On Thu, Apr 2, 2015 at 7:22 PM, Carsten Haitzler <ras...@rasterman.com>
wrote:

> On Thu, 02 Apr 2015 16:20:38 +0200 Jonathan Aquilina <
> jaquil...@eagleeyet.net>
> said:
>
> > Not working in what sense? I would be up for looking into the issues and
> > getting things working with proper documentation through doxygen.
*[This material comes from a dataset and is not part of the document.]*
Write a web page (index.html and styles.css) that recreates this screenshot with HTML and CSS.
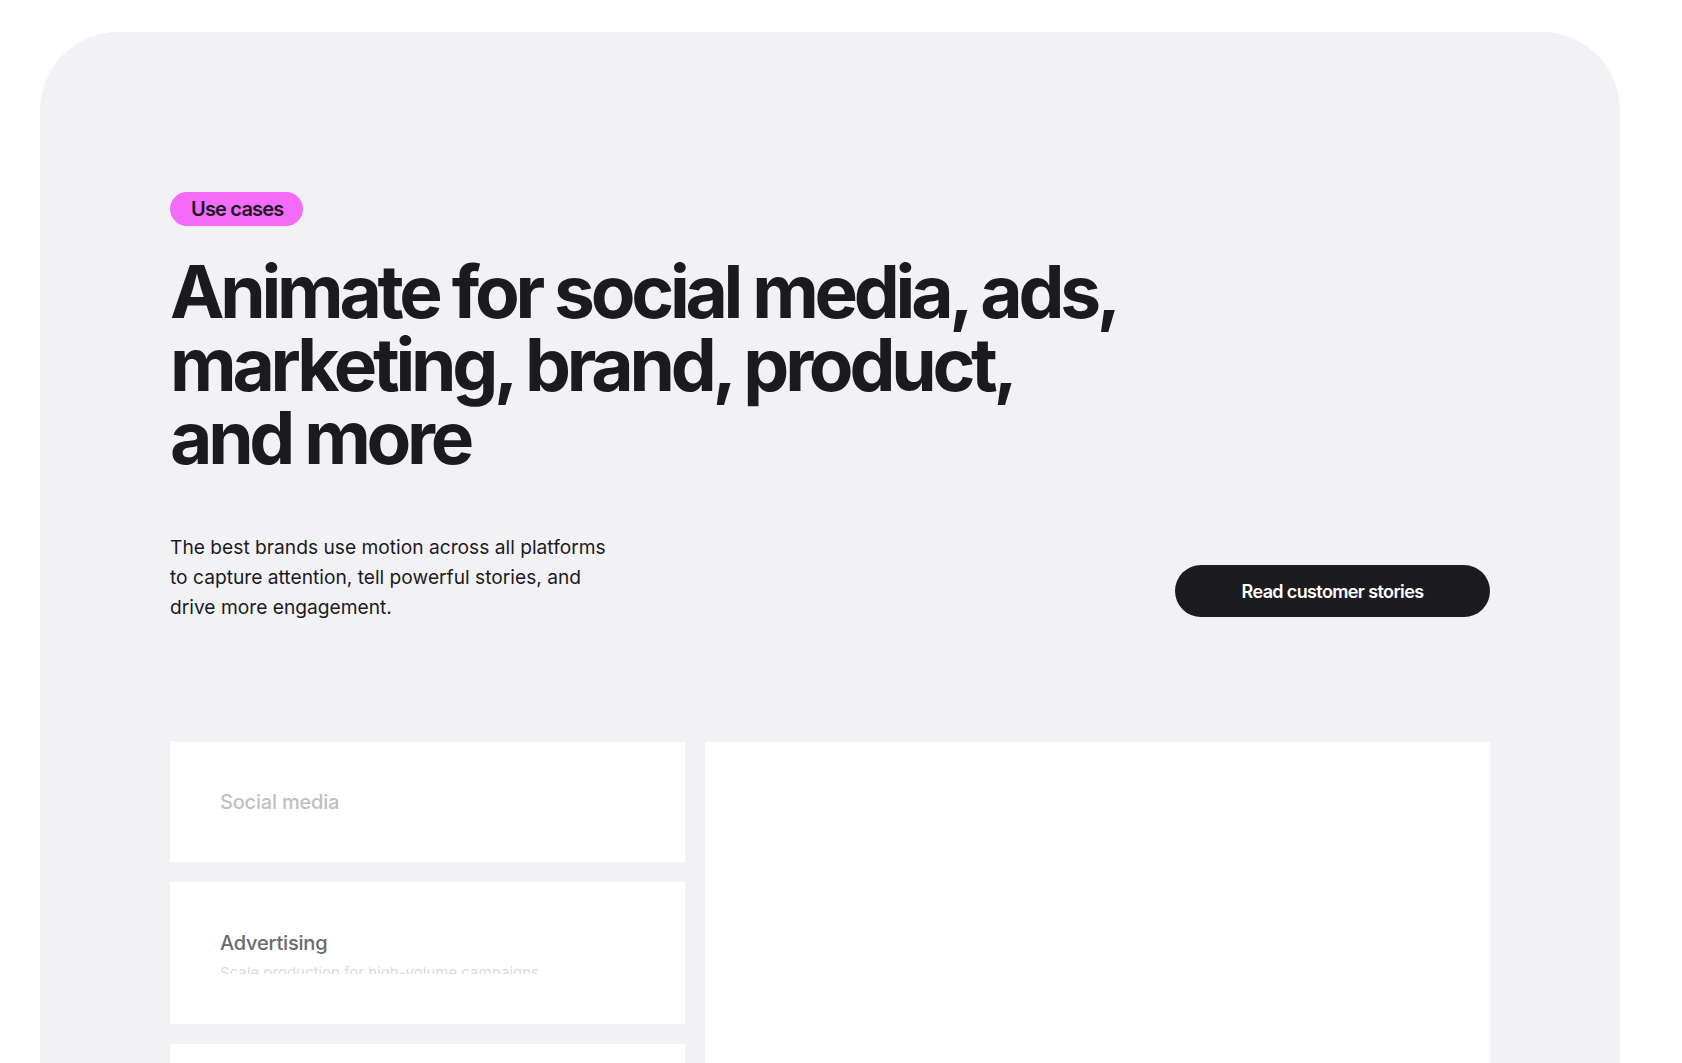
FILE: index.html
```html
<!DOCTYPE html>
<html lang="en">
<head>
<meta charset="utf-8">
<title>Use cases</title>
<link rel="stylesheet" href="styles.css">
</head>
<body>
<section class="panel">
  <span class="tag">Use cases</span>
  <h1 class="title">Animate for social media, ads, marketing, brand, product, and more</h1>
  <div class="intro">
    <p class="lead">The best brands use motion across all platforms to capture attention, tell powerful stories, and drive more engagement.</p>
    <a class="cta" href="#">Read customer stories</a>
  </div>
  <div class="cases">
    <div class="case-list">
      <div class="case case-short">
        <div class="case-name case-muted">Social media</div>
      </div>
      <div class="case case-open">
        <div class="case-name case-active">Advertising</div>
        <div class="case-reveal"><div class="case-desc">Scale production for high-volume campaigns</div></div>
      </div>
      <div class="case case-short"></div>
    </div>
    <div class="case-media"></div>
  </div>
</section>
</body>
</html>
```
FILE: styles.css
```css
html, body {
  margin: 0;
  padding: 0;
  background: #ffffff;
  font-family: Inter, "Noto Sans", sans-serif;
  color: #1b1a1f;
  overflow: hidden;
}

.panel {
  margin: 32px 0 0 40px;
  width: 1580px;
  min-height: 1100px;
  box-sizing: border-box;
  background: #f2f2f4;
  border-radius: 78px 78px 0 0;
  padding: 160px 130px 0 130px;
  display: flex;
  flex-direction: column;
  align-items: flex-start;
}

.tag {
  display: inline-flex;
  align-items: center;
  height: 34px;
  padding: 0 19px 0 21px;
  border-radius: 17px;
  background: #f46af9;
  font-size: 20px;
  font-weight: 600;
  letter-spacing: -0.04em;
  color: #1b1a1f;
}

.title {
  margin: 29px 0 0 0;
  width: 962px;
  font-size: 73px;
  line-height: 73px;
  font-weight: 700;
  letter-spacing: -0.058em;
  color: #1b1a1f;
}

.intro {
  margin-top: 58px;
  width: 100%;
  display: flex;
  justify-content: space-between;
  align-items: flex-end;
}

.lead {
  margin: 0;
  width: 445px;
  font-size: 19.2px;
  line-height: 30px;
  font-weight: 400;
  color: #1b1a1f;
}

.cta {
  display: flex;
  align-items: center;
  justify-content: center;
  width: 315px;
  height: 52px;
  margin-bottom: 5px;
  border-radius: 26px;
  background: #1c1b20;
  color: #ffffff;
  text-decoration: none;
  font-size: 18px;
  font-weight: 600;
  letter-spacing: -0.035em;
}

.cases {
  margin-top: 120px;
  width: 100%;
  display: grid;
  grid-template-columns: 515px 1fr;
  gap: 20px;
}

.case-list {
  display: flex;
  flex-direction: column;
  gap: 20px;
}

.case {
  background: #ffffff;
  padding: 0 50px;
  display: flex;
  flex-direction: column;
  justify-content: center;
}

.case-short {
  height: 120px;
}

.case-open {
  height: 142px;
  justify-content: flex-start;
  padding-top: 47px;
  box-sizing: border-box;
}

.case-name {
  font-size: 20px;
  line-height: 28px;
  font-weight: 500;
  letter-spacing: -0.01em;
}

.case-muted {
  color: #bfbfc2;
}

.case-active {
  color: #6a696e;
}

.case-reveal {
  height: 17px;
  overflow: hidden;
}

.case-desc {
  padding-top: 4px;
  font-size: 15px;
  line-height: 24px;
  color: #dcdcdf;
}

.case-media {
  background: #ffffff;
  min-height: 400px;
}
```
Since
> > my programming know how that is needed for E is non existent.
>
> make doc (run a doxygen build run) across efl and elm take like ~2-5mins
> ...
> thats  about as long - even longer than compiling efl and elementary.
> doxygen
> has to do a FULL rebuild. it can't do a partial. that means turn-around
> time
> between you edited docs in src and seeing what they come out as is way too
> long. it should be no more than a few seconds.
>
> the docs somehow end up with mountains of the docs simply inaccessible.
> they
> are there but unlinked from master pages so navigating to them is basically
> impossible - and fixing it as above is a journey in such frustration that
> you
> give up.


This was me last year.  I got about half way through trying to clean up
eina docs
before I gave up.  Too much frustration and too many "Where did Doxygen put
the effing doc I just wrote?" moments.


>
>
i dislike that doxygen just splats everything in a class (group) and all
> api's
> on a single page ... in whatever order it feels like. long ago in the early
> days of evas - back in 2001 or so i wrote a 200 page document on al of
> evas. i
> put 1 api call per page. it was neater and people actually liked the docs.
> never since has anyone liked the doxygen docs.
>
> the styling is ... bad. and hard to improve and customize further.
>

I will not defend Doxygen, because I hate it so, but the splatting and
formatting
can be fixed with different grouping and custom html/css.  Many of the
problems
with the current docs are caused by Doxygen's group=page mentality and its
linking (or not) policy.


> no idea how to make doxygen properly link elm and efl docs - so when you
> have
> evas_object_del() in elm docs - it points to the efl docs. it just is
> totally
> unlinked as the doc build is separate from efl. without a src tree merge i
> just
> don't see this working. also as long as doc builds are part of src - they
> are
> separate entites but efl is seen as efl + elementary by develoeprs and they
> complain bitterly if our docs are not unified as a single entity. in fact
> all
> our existing efl docs pretty much assume ecore is separate to eina is
> separate
> to evas is separate to ecore_evas is separate to edje etc because that is
> just
> how they always have been. it's time we stop that because people just don't
> like it.
>
> doxygen doesn't understand eo. it can't. it doesn't understand OO in C. it
> doesn't grok eo inheritance. we would have to fake generate pretend oo
> docs for
> C (some .h files with groups pretending to be classes, and hand-done
> comments
> and links on inheritance). it also doesn't understand events within our eo
> oo setup - that objects inherit events from parent classes.
>
> and frankly developers simply aren't writing docs. if we keep docs in src
> then
> only devs can write them, and devs don't, so we will NEVER have docs .. by
> definition. i want to split docs out from the src in a way that means we
> don't
> have long build times. so dedicated tech writers/documentation people can
> easily work on them. it won't be hard to make tools to import markdown
> templates from the .eo files and thus add new classes, events, methods as
> they
> appear (with empty docs), then to be filled in with fast feedback.
>
>
Yep!  :-)

Docs should have their own tree, not mixed in with the source code.  Docs
should be a first-class project and be managed that way.  Devs don't write
(mostly) and writers don't dev (mostly), so just ack that fact and
create a space where the doc folks can do their work and not get in the way.

I've been working (slowly) on converting things over to Docbook on my
local.  When
I have something that works I will make it available on git so we have
something
to talk about.

I chose Docbook because it's a standard and other large projects use it, but
if markdown is chosen for doc source, so be it.